The attractive personality of the man [allow me to record this for the sake of what follows], heightened by his négligé sack coat and vest, with a background of yellowish plaid trowsers, occasional glimpses of which were revealed from beneath the folds of a heavy ulster, which swept the floor [I was sitting of course] and was trimmed with fur collar and cuffs. And then that hat! On the table, carelessly thrown amid a pile of correspondence, was his nondescript headgear. One of those half-sombreros affected by the wild Western cowboy when on dress parade, an impossible combination of dark-blue and bottle-green.

Fancy treating in this off-handed way a $7.50 soft black felt hat bought of the best hatter in New York! No, nothing is sacred for those interviewers. Dark-blue and bottle-green! Why, did that man imagine that I wore my hat inside out so as to show the silk lining?

.......

The air here is perfectly wonderful, dry and full of electricity. If your fingers come into contact with anything metallic, like the hot-water pipes, the chandeliers, the stopper of your washing basin, they draw a spark, sharp and vivid. One of the reporters who called here, and to whom I mentioned the fact, was able to light my gas with his finger, by merely obtaining an electric spark on the top of the burner. When he said he could thus light the gas, I thought he was joking.

I had observed this phenomenon before. In Ottawa, for instance.

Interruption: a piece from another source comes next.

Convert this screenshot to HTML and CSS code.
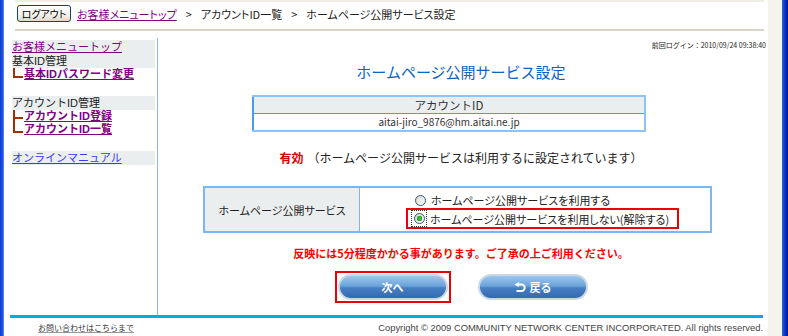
FILE: index.html
```html
<!DOCTYPE html>
<html lang="ja">
<head>
    <meta charset="UTF-8">
    <title>ホームページ公開サービス設定</title>
    <link rel="stylesheet" href="styles.css">
</head>
<body>
<div class="window">
    <div class="frame-left"></div>
    <div class="page">
        <header class="topbar">
            <button class="btn-logout">ログアウト</button>
            <nav class="crumbs">
                <a href="#">お客様メニュートップ</a>
                <span class="sep">&gt;</span>
                <span>アカウントID一覧</span>
                <span class="sep">&gt;</span>
                <span>ホームページ公開サービス設定</span>
            </nav>
        </header>

        <div class="main">
            <aside class="side">
                <div class="side-row"><a href="#">お客様メニュートップ</a></div>
                <div class="side-row">基本ID管理</div>
                <div class="side-sub"><span class="branch elbow"></span><a href="#">基本IDパスワード変更</a></div>

                <div class="side-row side-gap">アカウントID管理</div>
                <div class="side-sub"><span class="branch tee"></span><a href="#">アカウントID登録</a></div>
                <div class="side-sub"><span class="branch elbow"></span><a href="#">アカウントID一覧</a></div>

                <div class="side-row side-gap"><a href="#" class="manual">オンラインマニュアル</a></div>
            </aside>

            <section class="content">
                <div class="last-login">前回ログイン：2010/09/24 09:38:40</div>
                <h1 class="title">ホームページ公開サービス設定</h1>

                <table class="account">
                    <tr><th>アカウントID</th></tr>
                    <tr><td>aitai-jiro_9876@hm.aitai.ne.jp</td></tr>
                </table>

                <p class="status"><strong>有効</strong>（ホームページ公開サービスは利用するに設定されています）</p>

                <table class="settings">
                    <tr>
                        <th>ホームページ公開サービス</th>
                        <td>
                            <div class="choice"><span class="radio"></span>ホームページ公開サービスを利用する</div>
                            <div class="choice picked">
                                <span class="focus"><span class="radio on"></span></span>ホームページ公開サービスを利用しない(解除する)
                            </div>
                        </td>
                    </tr>
                </table>

                <p class="notice">反映には5分程度かかる事があります。ご了承の上ご利用ください。</p>

                <div class="actions">
                    <div class="mark"><a href="#" class="pill">次へ</a></div>
                    <a href="#" class="pill">
                        <svg width="12" height="11" viewBox="0 0 12 11">
                            <polygon points="0.5,2.5 5,0 5,5" fill="#fff"/>
                            <path d="M4 2.5 H7.5 A3.2 3.2 0 0 1 7.5 8.9 H2.5" stroke="#fff" stroke-width="2" fill="none"/>
                        </svg>
                        戻る
                    </a>
                </div>
            </section>
        </div>

        <footer class="foot">
            <a href="#">お問い合わせはこちらまで</a>
            <span class="copy">Copyright &copy; 2009 COMMUNITY NETWORK CENTER INCORPORATED. All rights reserved.</span>
        </footer>
    </div>
    <div class="scrollbar"></div>
    <div class="frame-right"></div>
</div>
</body>
</html>
```

FILE: styles.css
```css
body {
    margin: 0;
    font-family: "Noto Sans CJK JP", "Liberation Sans", sans-serif;
    font-size: 12px;
    color: #222;
    background-color: #fff;
}
.window {
    display: flex;
    width: 788px;
    height: 336px;
    overflow: hidden;
}
.frame-left {
    width: 4px;
    background: linear-gradient(to right, #0b3bd0, #2157e4 70%, #7d96d8);
}
.frame-right {
    width: 6px;
    background: linear-gradient(to right, #2a62ea, #0a34c4 50%, #00188c);
}
.scrollbar {
    width: 14px;
    background-color: #f4f3ee;
}
.page {
    width: 764px;
    display: flex;
    flex-direction: column;
}

/* header */
.topbar {
    margin-left: 11px;
    width: 749px;
    height: 31px;
    box-sizing: border-box;
    border-top: 2px solid #efede4;
    border-bottom: 2px solid #d7d3c6;
    padding-top: 3px;
    display: flex;
    align-items: flex-start;
}
.btn-logout {
    margin-left: 2px;
    width: 54px;
    height: 17px;
    padding: 0;
    border: 1px solid #1d3f6e;
    border-radius: 3px;
    background: linear-gradient(#ffffff, #f3f2ec 60%, #dcd9cd);
    font-family: "Noto Sans CJK JP", sans-serif;
    font-size: 10px;
    line-height: 15px;
    font-feature-settings: "palt";
    color: #000;
}
.crumbs {
    margin-left: 6px;
    height: 17px;
    display: flex;
    align-items: center;
    font-size: 11px;
    font-feature-settings: "palt";
    color: #222;
}
.crumbs a {
    color: #800080;
}
.crumbs .sep {
    margin: 0 9px;
}

/* body */
.main {
    display: flex;
    height: 284px;
    box-sizing: border-box;
    padding-top: 7px;
}
.side {
    margin-left: 6px;
    width: 143px;
    padding: 2px 2px 0;
    border-right: 1px solid #86b8ef;
    font-family: "Liberation Sans", "Noto Sans CJK JP", sans-serif;
    font-size: 11px;
}
.side a {
    color: #800080;
}
.side-row {
    background-color: #ebeeee;
    height: 14px;
    line-height: 14px;
    color: #222;
}
.side-gap {
    margin-top: 15px;
}
.side-sub {
    height: 13px;
    line-height: 13px;
    font-weight: bold;
    display: flex;
}
.branch {
    width: 11px;
    height: 13px;
    margin-left: 1px;
    flex: none;
}
.branch.elbow {
    background:
        linear-gradient(#a03000, #a03000) 0 0 / 2px 10px no-repeat,
        linear-gradient(#a03000, #a03000) 0 8px / 10px 2px no-repeat;
}
.branch.tee {
    background:
        linear-gradient(#a03000, #a03000) 0 0 / 2px 13px no-repeat,
        linear-gradient(#a03000, #a03000) 0 7px / 10px 2px no-repeat;
}
.side a.manual {
    color: #3a3af0;
    font-weight: normal;
}

.content {
    flex: 1;
    margin-right: 4px;
    display: flex;
    flex-direction: column;
    align-items: center;
}
.last-login {
    align-self: flex-end;
    margin: 2px -2px 0 0;
    font-size: 7px;
    line-height: 10px;
    color: #222;
}
.title {
    margin: 13px 0 0;
    font-size: 15px;
    font-weight: normal;
    line-height: 18px;
    color: #0a64c8;
}
.account {
    align-self: flex-start;
    margin: 14px 0 0 94px;
    width: 394px;
    border-collapse: collapse;
    border: 2px solid #8ec3f7;
    border-left-color: #4a9af0;
}
.account th, .account td {
    border: 1px solid #4a9af0;
    height: 16px;
    padding: 0;
    line-height: 16px;
    text-align: center;
    font-weight: normal;
    color: #333;
}
.account th {
    background-color: #ebeeee;
    font-size: 11.5px;
}
.account td {
    font-size: 10px;
}
.status {
    margin: 18px 0 0;
    line-height: 16px;
    color: #222;
}
.status strong {
    color: #dd0000;
    margin-right: 4px;
}
.settings {
    align-self: flex-start;
    margin: 20px 0 0 45px;
    width: 509px;
    border-collapse: collapse;
    border: 2px solid #7ab7f4;
}
.settings th {
    width: 154px;
    background-color: #ebeeee;
    border-right: 1px solid #7ab7f4;
    font-size: 11px;
    font-weight: normal;
    font-feature-settings: "palt";
    padding: 0;
}
.settings td {
    padding: 5px 0 2px 46px;
}
.choice {
    display: flex;
    align-items: center;
    height: 14px;
    padding-left: 9px;
    font-size: 11px;
    font-feature-settings: "palt";
}
.choice.picked {
    width: max-content;
    height: 17px;
    margin-top: 1px;
    padding: 0 8px 0 3px;
    border: 2px solid #ee0000;
}
.radio {
    width: 11px;
    height: 11px;
    box-sizing: border-box;
    border: 1px solid #2a5a88;
    border-radius: 50%;
    background: linear-gradient(135deg, #d8d6cc, #ffffff);
    margin-right: 5px;
    flex: none;
}
.focus {
    display: flex;
    border: 1px dotted #333;
    padding: 2px 0 2px 2px;
    margin-right: 3px;
}
.focus .radio {
    margin-right: 1px;
}
.radio.on {
    background:
        radial-gradient(circle, #52c552 0, #21a121 2.5px, transparent 3px),
        linear-gradient(135deg, #d8d6cc, #ffffff);
}
.notice {
    margin: 13px 0 0;
    line-height: 14px;
    font-size: 11px;
    font-weight: bold;
    color: #ff0000;
}
.actions {
    margin-top: 11px;
    display: flex;
    align-items: center;
    gap: 27px;
}
.mark {
    border: 2px solid #ee0000;
    padding: 1px;
    display: flex;
}
.pill {
    width: 110px;
    height: 26px;
    box-sizing: border-box;
    border: 2px solid #cbd8e4;
    border-radius: 13px;
    background: linear-gradient(#9cc7ed, #6aa2d9 46%, #477fc4 54%, #3469af);
    color: #fff;
    font-size: 11px;
    font-weight: bold;
    text-decoration: none;
    display: flex;
    align-items: center;
    justify-content: center;
    gap: 4px;
}

/* footer */
.foot {
    margin-left: 6px;
    width: 753px;
    height: 21px;
    box-sizing: border-box;
    border-top: 3px solid #00aae8;
    padding-left: 28px;
    display: flex;
    align-items: center;
    justify-content: space-between;
}
.foot a {
    font-size: 8px;
    color: #333;
    text-decoration-color: #999;
}
.copy {
    font-family: "Liberation Sans", sans-serif;
    font-size: 9.4px;
    color: #444;
}
```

Whether this air makes you live too quickly, I do not know; but it is most bracing and healthy. I have never felt so well and hearty in my life as in these cold, dry climates.

.......

I was all the more flattered to have such a large and fashionable audience at the Grand Opera House to-night, that my causerie was not given under the auspices of any society, or as one of any course of lectures.

I lecture in Detroit the day after to-morrow. I shall have to leave Minneapolis to-morrow morning at six o’clock for Chicago, which I shall reach at ten in the evening. Then I shall have to run to the Michigan Central Station to catch the night train to Detroit at eleven. Altogether, twenty-three hours of railway traveling—745 miles.

And still in “the neighborhood of Chicago!”